Zhao Zi-Ming, Campbell Michael C, Li Ning, Lee Daniel S W, Zhang Zhang, Townsend Jeffrey P
Department of Biostatistics, Yale University, New Haven, CT.
Department of Biology, Howard University, Washington, DC.
Mol Biol Evol. 2017 Nov 1;34(11):3006-3022. doi: 10.1093/molbev/msx213.
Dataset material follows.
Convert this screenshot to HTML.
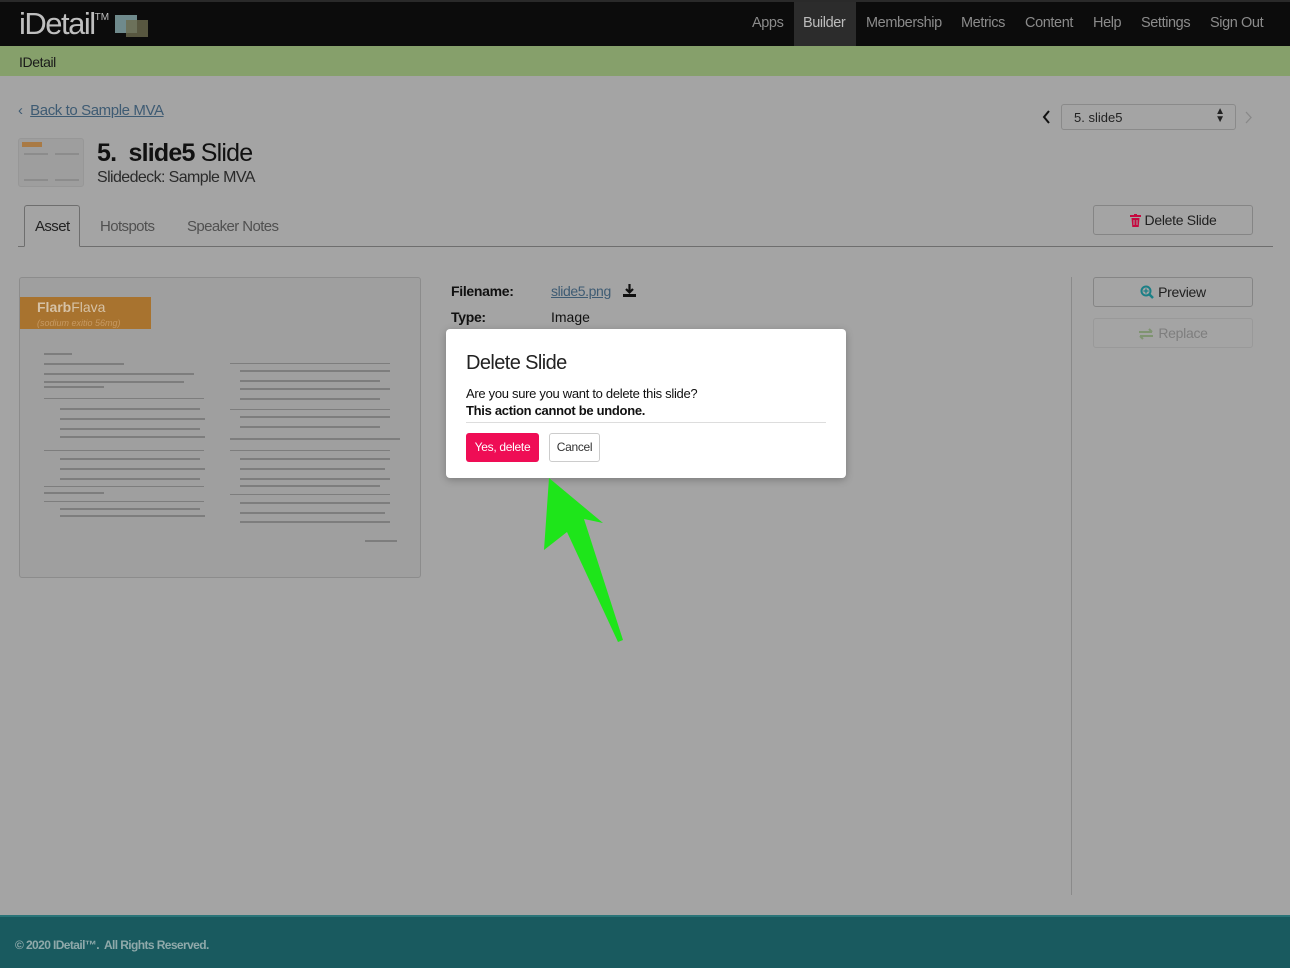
<!DOCTYPE html>
<html><head><meta charset="utf-8"><style>
*{box-sizing:border-box;margin:0;padding:0}
body{width:1290px;height:968px;overflow:hidden;background:#a4a4a4;font-family:"Liberation Sans",sans-serif;position:relative;color:#111}
.nav{position:absolute;left:0;top:0;width:1290px;height:46px;background:#0c0c0c;border-top:2px solid #2a2a2a}
.logo{position:absolute;left:19px;top:4px;font-size:31px;color:#bfbfbf;letter-spacing:-1.5px}
.logo sup{font-size:10px;vertical-align:top;position:relative;top:6px;letter-spacing:0}
.lb1{position:absolute;left:115px;top:13px;width:22px;height:18px;background:#6f8a8c}
.lb2{position:absolute;left:126px;top:18px;width:22px;height:17px;background:#6b6a4e;opacity:.8}
.nav a{position:absolute;top:13px;font-size:14.5px;color:#8b8b8b;text-decoration:none;letter-spacing:-.4px}
.builder{position:absolute;left:794px;top:0;width:62px;height:44px;background:#2c2c2c}
.green{position:absolute;left:0;top:46px;width:1290px;height:30px;background:#86a06b;font-size:14px;padding:8px 19px;color:#1a1a1a;letter-spacing:-.4px}
.back{position:absolute;left:18px;top:102px;font-size:15px;color:#3e5b73;letter-spacing:-.4px}
.back span{text-decoration:underline}
.thumb{position:absolute;left:18px;top:138px;width:66px;height:49px;background:#9e9e9e;border:1px solid #979797;border-radius:3px}
h1{position:absolute;left:97px;top:139px;font-size:25px;font-weight:normal;letter-spacing:-.8px}
h1 b{font-weight:bold}
.sub{position:absolute;left:97px;top:169px;font-size:16px;color:#2a2a2a;letter-spacing:-.6px}
.tabs{position:absolute;left:18px;top:246px;width:1255px;border-top:1px solid #6e6e6e}
.tab{position:absolute;top:218px;font-size:15px;color:#505050;letter-spacing:-.6px}
.tabact{position:absolute;left:24px;top:205px;width:56px;height:42px;border:1px solid #6e6e6e;border-bottom:1px solid #a4a4a4;background:#a4a4a4;border-radius:3px 3px 0 0}
.btn{position:absolute;border:1px solid #858585;border-radius:3px;background:#a4a4a4;font-size:14px;text-align:center;color:#1f1f1f;letter-spacing:-.3px}
.btn svg{vertical-align:-2px;margin-right:4px}
.sel{position:absolute;left:1061px;top:104px;width:175px;height:26px;border:1px solid #8a8a8a;border-radius:3px;font-size:13px;padding:5px 12px;color:#222}
.vline{position:absolute;left:1071px;top:277px;width:1px;height:618px;background:#8a8a8a}
.slide{position:absolute;left:19px;top:277px;width:402px;height:301px;background:#9f9f9f;border:1px solid #8c8c8c;border-radius:3px;overflow:hidden}
.flarb{position:absolute;left:0;top:19px;width:131px;height:32px;background:#a8732f;color:#d6c2a6;font-size:14px;padding:3px 17px;line-height:14px}
.flarb i{font-size:9px;color:#c79a63}
.ln{position:absolute;height:2px;background:#7d7d7d}
.footer{position:absolute;left:0;top:915px;width:1290px;height:53px;background:#195a5f;border-top:2px solid #2a7478}
.footer div{position:absolute;left:15px;top:21px;font-size:12px;color:#8fa9aa;font-weight:bold;letter-spacing:-.6px}
.modal{position:absolute;left:446px;top:329px;width:400px;height:149px;background:#fff;border-radius:4px;box-shadow:0 2px 8px rgba(0,0,0,.25)}
.modal h2{position:absolute;left:20px;top:23px;font-size:20px;font-weight:normal;color:#222;letter-spacing:-.6px}
.modal p{position:absolute;left:20px;font-size:13px;color:#111;letter-spacing:-.3px}
.hr{position:absolute;left:20px;top:93px;width:360px;height:1px;background:#ddd}
.yes{position:absolute;left:20px;top:104px;width:73px;height:29px;background:#ef0d55;border-radius:3px;color:#fff;font-size:12px;text-align:center;line-height:29px;letter-spacing:-.3px}
.cancel{position:absolute;left:103px;top:104px;width:51px;height:29px;border:1px solid #ccc;border-radius:3px;color:#333;font-size:12px;text-align:center;line-height:27px;letter-spacing:-.3px}
</style></head><body>
<div class="nav">
<div class="lb1"></div><div class="lb2"></div>
<div class="logo">iDetail<sup>TM</sup></div>
<div class="builder"></div>
<a style="left:752px">Apps</a><a style="left:803px;color:#bdbdbd">Builder</a><a style="left:866px">Membership</a><a style="left:961px">Metrics</a><a style="left:1025px">Content</a><a style="left:1093px">Help</a><a style="left:1141px">Settings</a><a style="left:1210px">Sign Out</a>
</div>
<div class="green">IDetail</div>
<div class="back">‹ &nbsp;<span>Back to Sample MVA</span></div>
<div class="thumb"><div style="position:absolute;left:3px;top:3px;width:20px;height:5px;background:#a97a45"></div><div style="position:absolute;left:5px;top:14px;width:24px;height:28px;border-top:2px solid #8c8c8c;border-bottom:2px solid #8c8c8c"></div><div style="position:absolute;left:36px;top:14px;width:24px;height:28px;border-top:2px solid #8c8c8c;border-bottom:2px solid #8c8c8c"></div></div>
<h1><b>5.&nbsp; slide5</b> Slide</h1>
<div class="sub">Slidedeck: Sample MVA</div>
<div class="tabs"></div>
<div class="tabact"></div>
<div class="tab" style="left:35px;color:#222">Asset</div>
<div class="tab" style="left:100px">Hotspots</div>
<div class="tab" style="left:187px">Speaker Notes</div>
<svg style="position:absolute;left:1042px;top:110px" width="9" height="14"><path d="M7 1L2 7l5 6" stroke="#111" stroke-width="2" fill="none"/></svg>
<div class="sel">5. slide5<span style="position:absolute;right:10px;top:3px;font-size:10px;line-height:8px">▲<br>▼</span></div>
<svg style="position:absolute;left:1245px;top:111px" width="8" height="13"><path d="M1 1l5 5.5L1 12" stroke="#888" stroke-width="1.3" fill="none"/></svg>
<div class="btn" style="left:1093px;top:205px;width:160px;height:30px;line-height:28px"><svg width="11" height="13"><rect x="0" y="1" width="11" height="2" fill="#c5093f"/><rect x="4" y="0" width="3" height="2" fill="#c5093f"/><path d="M1.5 4h8l-.8 9h-6.4z" fill="#c5093f"/><path d="M4 6v5M7 6v5" stroke="#a4a4a4" stroke-width="1"/></svg>Delete Slide</div>
<div class="btn" style="left:1093px;top:277px;width:160px;height:30px;line-height:28px"><svg width="14" height="14"><circle cx="6" cy="6" r="4.5" stroke="#1b7f86" stroke-width="2" fill="none"/><path d="M9.5 9.5l3.5 3.5" stroke="#1b7f86" stroke-width="2.5"/><path d="M6 3.5v5M3.5 6h5" stroke="#1b7f86" stroke-width="1.3"/></svg>Preview</div>
<div class="btn" style="left:1093px;top:318px;width:160px;height:30px;line-height:28px;border-color:#999;color:#7e7e7e"><svg width="16" height="12"><path d="M1 4h13M11 1l3 3M15 8H2M5 11L2 8" stroke="#7f9471" stroke-width="2" fill="none"/></svg>Replace</div>
<div class="vline"></div>
<div class="slide">
<div class="flarb"><b>Flarb</b>Flava<br><i>(sodium exitio 56mg)</i></div>
<div class="ln" style="left:24px;top:75px;width:28px"></div>
<div class="ln" style="left:24px;top:85px;width:80px"></div>
<div class="ln" style="left:24px;top:95px;width:150px"></div>
<div class="ln" style="left:24px;top:103px;width:140px"></div>
<div class="ln" style="left:24px;top:108px;width:60px"></div>
<div class="ln" style="left:24px;top:120px;width:160px;height:1px"></div>
<div class="ln" style="left:40px;top:130px;width:140px"></div><div class="ln" style="left:40px;top:140px;width:145px"></div><div class="ln" style="left:40px;top:150px;width:140px"></div><div class="ln" style="left:40px;top:158px;width:145px"></div>
<div class="ln" style="left:24px;top:172px;width:160px;height:1px"></div>
<div class="ln" style="left:40px;top:180px;width:140px"></div><div class="ln" style="left:40px;top:190px;width:145px"></div><div class="ln" style="left:40px;top:200px;width:140px"></div>
<div class="ln" style="left:24px;top:208px;width:160px;height:1px"></div>
<div class="ln" style="left:24px;top:214px;width:60px"></div>
<div class="ln" style="left:24px;top:223px;width:160px;height:1px"></div>
<div class="ln" style="left:40px;top:230px;width:140px"></div><div class="ln" style="left:40px;top:237px;width:145px"></div>
<div class="ln" style="left:210px;top:85px;width:160px;height:1px"></div>
<div class="ln" style="left:220px;top:92px;width:150px"></div><div class="ln" style="left:220px;top:102px;width:140px"></div><div class="ln" style="left:220px;top:110px;width:150px"></div><div class="ln" style="left:220px;top:120px;width:140px"></div>
<div class="ln" style="left:210px;top:131px;width:160px;height:1px"></div>
<div class="ln" style="left:220px;top:138px;width:150px"></div><div class="ln" style="left:220px;top:148px;width:140px"></div>
<div class="ln" style="left:210px;top:160px;width:170px"></div>
<div class="ln" style="left:210px;top:172px;width:160px;height:1px"></div>
<div class="ln" style="left:220px;top:180px;width:150px"></div><div class="ln" style="left:220px;top:190px;width:145px"></div><div class="ln" style="left:220px;top:200px;width:150px"></div><div class="ln" style="left:220px;top:207px;width:140px"></div>
<div class="ln" style="left:210px;top:216px;width:160px;height:1px"></div>
<div class="ln" style="left:220px;top:224px;width:150px"></div><div class="ln" style="left:220px;top:234px;width:145px"></div><div class="ln" style="left:220px;top:243px;width:150px"></div>
<div class="ln" style="left:345px;top:262px;width:32px"></div>
</div>
<div style="position:absolute;left:451px;top:283px;font-size:14px;font-weight:bold;letter-spacing:-.3px">Filename:</div>
<div style="position:absolute;left:551px;top:283px;font-size:14px;color:#3e5b73;text-decoration:underline;letter-spacing:-.4px">slide5.png</div>
<svg style="position:absolute;left:623px;top:284px" width="13" height="13"><path d="M6.5 0v8M3 5l3.5 3.5L10 5" stroke="#111" stroke-width="2.2" fill="none"/><path d="M0 10h13v3H0z" fill="#111"/></svg>
<div style="position:absolute;left:451px;top:309px;font-size:14px;font-weight:bold;letter-spacing:-.3px">Type:</div>
<div style="position:absolute;left:551px;top:309px;font-size:14px">Image</div>
<div class="modal">
<h2>Delete Slide</h2>
<p style="top:57px">Are you sure you want to delete this slide?</p>
<p style="top:74px;font-weight:bold">This action cannot be undone.</p>
<div class="hr"></div>
<div class="yes">Yes, delete</div>
<div class="cancel">Cancel</div>
</div>
<svg style="position:absolute;left:0;top:0" width="1290" height="968"><polygon points="549,478 603,523 584,519 623,640 618,642 567,532 544,550" fill="#1ee51a"/></svg>
<div class="footer"><div>© 2020 IDetail™.&nbsp; All Rights Reserved.</div></div>
</body></html>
Numerous approaches have been developed to infer natural selection based on the comparison of polymorphism within species and divergence between species. These methods are especially powerful for the detection of uniform selection operating across a gene. However, empirical analyses have demonstrated that regions of protein-coding genes exhibiting clusters of amino acid substitutions are subject to different levels of selection relative to other regions of the same gene. To quantify this heterogeneity of selection within coding sequences, we developed Model Averaged Site Selection via Poisson Random Field (MASS-PRF). MASS-PRF identifies an ensemble of intragenic clustering models for polymorphic and divergent sites. This ensemble of models is used within the Poisson Random Field framework to estimate selection intensity on a site-by-site basis. Using simulations, we demonstrate that MASS-PRF has high power to detect clusters of amino acid variants in small genic regions, can reliably estimate the probability of a variant occurring at each nucleotide site in sequence data and is robust to historical demographic trends and recombination. We applied MASS-PRF to human gene polymorphism derived from the 1,000 Genomes Project and divergence data from the common chimpanzee. On the basis of this analysis, we discovered striking regional variation in selection intensity, indicative of positive or negative selection, in well-defined domains of genes that have previously been associated with neurological processing, immunity, and reproduction. We suggest that amino acid-altering substitutions within these regions likely are or have been selectively advantageous in the human lineage, playing important roles in protein function.
基于物种内多态性与物种间分歧的比较,已经开发出了许多推断自然选择的方法。这些方法在检测跨基因的一致选择方面特别有效。然而,实证分析表明,与同一基因的其他区域相比,表现出氨基酸替换簇的蛋白质编码基因区域受到不同程度的选择。为了量化编码序列中这种选择的异质性,我们开发了基于泊松随机场的模型平均位点选择方法(MASS-PRF)。MASS-PRF为多态性和分歧位点识别一组基因内聚类模型。在泊松随机场框架内使用这组模型,逐位点估计选择强度。通过模拟,我们证明MASS-PRF具有很高的能力来检测小基因区域中的氨基酸变异簇,能够可靠地估计序列数据中每个核苷酸位点出现变异的概率,并且对历史人口趋势和重组具有稳健性。我们将MASS-PRF应用于来自千人基因组计划的人类基因多态性以及普通黑猩猩的分歧数据。基于这项分析,我们在先前与神经处理、免疫和生殖相关的基因的明确结构域中发现了选择强度的显著区域差异,表明存在正选择或负选择。我们认为这些区域内的氨基酸替换可能在人类谱系中是或曾经是选择性有利的,在蛋白质功能中发挥重要作用。